I see three types of people out here: first are those who ‘know’ they can do it. I put myself in that category - nobody else can, you either feel it or you don’t. I could be wrong, obviously, but that isn’t the point. The point is that I’ll keep at it forever because I know I can and if I don’t I’ll be dead eventually anyway.

Category two is those who don’t have that rock-hard certainty, but plug at it anyway. This describes most people out here, I think. Basically it’s ‘normal.’ People who don’t get what they want out of the industry and say ‘the hell with it, I’m going to law school’ are twos.

Category three is people who just don’t have the heart. I don’t know if they know it or not, but after a while it becomes clear to the rest of us. I worry about them. They can still make it, but it won’t do them much good - Kurt Cobain would be in this category.

It’s not particularly important to me to have categories except in how it helps me define myself in relation to others (see? selfish.) Why do I ‘know’ I can make it?

I’m incredibly insecure, and I’m also extremely arrogant. My current theory is that the former applies to who I AM and the latter to what I DO. Somewhere in the collision between the two, in the swirling interior nexus where my need for love and approval fights it out with my talent and the work I’m willing to do, there’s an answer.
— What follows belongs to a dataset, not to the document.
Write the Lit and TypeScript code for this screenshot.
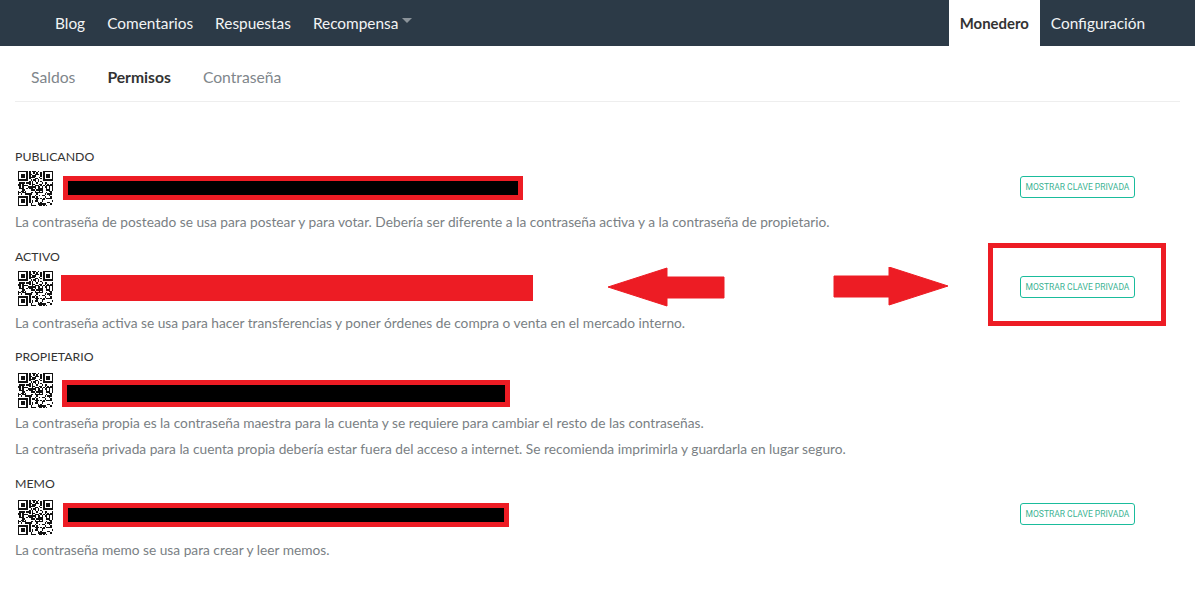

For now, this illustrates where I am: I get people thinking they recognize me all the time. Sometimes they tell me that I look just like somebody they know. Sometimes I’ll be at a bar or something and hear people trying to figure out if they’ve seen me in something (they haven’t.) Sometimes I’ll walk by someone on the street and I’ll see that double-take and know they’re wondering if they know me.

And what I think to myself is: Wait a year. You will.